We wandered on randomly past it and entered a more local-dominated area of the city. Built up the hill across the river were flat-rooved multi-coloured houses, my stereotypical image of what the edges of a South American city would look like. The president was nearby and there were loads of police and soldiers about, and army vehicles with machine guns on the top. I wonder in what set of events they would choose to use those as an improvement to the situation.
We walked back the way we had came to Palaza San Martin and sat for a while in the sun watching the people, an endlessly interesting diversion, and then went for more of the same in Bosque el Olivar, where there are olive trees dating from the 1500s. We watched the sun set from there; at these latitudes it drops from the sky rapidly, and the temperature falls a few degrees.

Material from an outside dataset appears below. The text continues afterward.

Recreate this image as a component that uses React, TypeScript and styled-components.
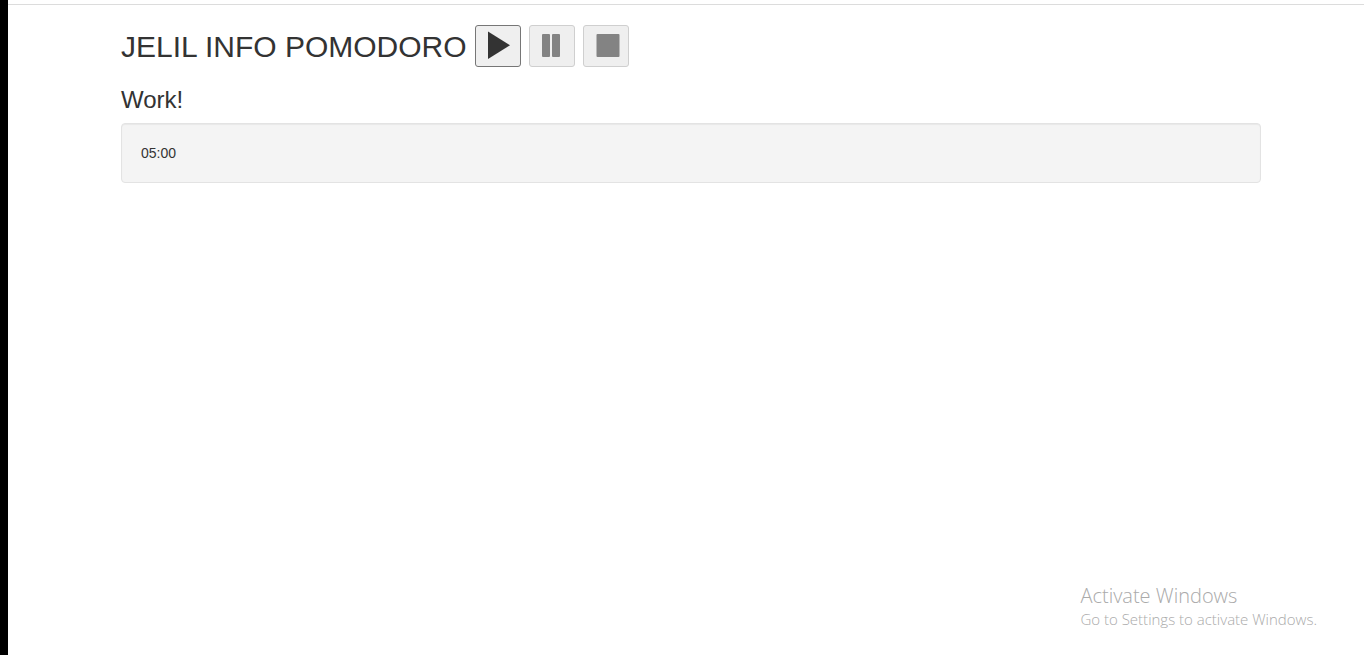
import React from 'react';
import styled, { createGlobalStyle } from 'styled-components';

const GlobalStyle = createGlobalStyle`
  *, *::before, *::after { box-sizing: border-box; }
  body {
    margin: 0;
    background: #fff;
    color: #333;
    font: 14px/20px "Liberation Sans", Arial, sans-serif;
  }
`;

const Page = styled.div`
  position: relative;
  min-height: 100vh;
  border-left: 8px solid #000;
`;

const TopRule = styled.div`
  height: 5px;
  border-bottom: 1px solid #dcdcdc;
`;

const Main = styled.main`
  max-width: 1150px;
  margin: 0 auto;
  padding: 20px 0 0 10px;
`;

const TitleRow = styled.header`
  display: flex;
  align-items: flex-start;
  flex-wrap: wrap;
  gap: 8px;
`;

const Title = styled.h1`
  margin: 0;
  font-size: 30px;
  font-weight: 400;
  line-height: 44px;
`;

const ControlButton = styled.button`
  display: block;
  width: 46px;
  height: 42px;
  padding: 0;
  border: 1px solid #767676;
  border-radius: 3px;
  background: #efefef;
  color: #333;

  &:disabled {
    border-color: #cfcfcf;
    color: #838383;
  }
`;

const Icon = styled.svg`
  display: block;
  width: 44px;
  height: 40px;
  fill: currentColor;
`;

const Phase = styled.h2`
  margin: 18px 0 10px;
  font-size: 24px;
  font-weight: 400;
  line-height: 26px;
`;

const Well = styled.div`
  min-height: 60px;
  padding: 19px;
  border: 1px solid #e3e3e3;
  border-radius: 4px;
  background: #f4f4f4;
  box-shadow: inset 0 1px 1px rgba(0, 0, 0, 0.05);
`;

const Watermark = styled.aside`
  position: absolute;
  right: 47px;
  bottom: 25px;
  color: #aaa;
  font-family: "Open Sans", sans-serif;
  font-size: 15px;
  font-weight: 300;
  line-height: 22px;
`;

const WatermarkTitle = styled.div`
  font-size: 20px;
  line-height: 24px;
`;

export default function App() {
  return (
    <Page>
      <GlobalStyle />
      <TopRule />
      <Main>
        <TitleRow>
          <Title>JELIL INFO POMODORO</Title>
          <ControlButton type="button" aria-label="Start">
            <Icon viewBox="0 0 44 40" aria-hidden="true">
              <path d="M12 5.5 34 19.2 12 33Z" />
            </Icon>
          </ControlButton>
          <ControlButton type="button" aria-label="Pause" disabled>
            <Icon viewBox="0 0 44 40" aria-hidden="true">
              <rect x="12" y="8" width="8" height="23" rx="1" />
              <rect x="22" y="8" width="8" height="23" rx="1" />
            </Icon>
          </ControlButton>
          <ControlButton type="button" aria-label="Stop" disabled>
            <Icon viewBox="0 0 44 40" aria-hidden="true">
              <rect x="12.5" y="8" width="23" height="23" rx="1" />
            </Icon>
          </ControlButton>
        </TitleRow>
        <Phase>Work!</Phase>
        <Well role="timer">05:00</Well>
      </Main>
      <Watermark>
        <WatermarkTitle>Activate Windows</WatermarkTitle>
        Go to Settings to activate Windows.
      </Watermark>
    </Page>
  );
}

We got a taxi back to Kennedy Park, where we had been the previous night. In the spirit of hard-core South American exploration we had a Starbucks, which cost not much less than the equivalent in Dublin. Then back to the hostel for a bit and finally out for dinner. We found a lovely place just far enough off the tourist streets to be interesting, and sat outside. Opposite us there are were permanent tables with chessboards carved into them, and there were lots of people playing, almost all of them men. Some of them were very good. I was tempted to walk by and exclaim ‘Ah the Hungarian gambit!’ but figured it probably wouldn’t translate.
Since I started writing this we have transferred ourselves to Cusco, which will be the subject of the next entry. I imagine that will be shorter – right now we have the collision between lots of things happening, lots of free time, and my ability to type relatively quickly. It has been a wonderful start to the trip. Home and work and Ireland seem distant, not forgotten but not ‘active’ in some sense, as though things could not possibly be continuing in my absence. The Irish Times tells me the weather did not get the memo, though, and I hope all of you reading this have running water and are not too cold.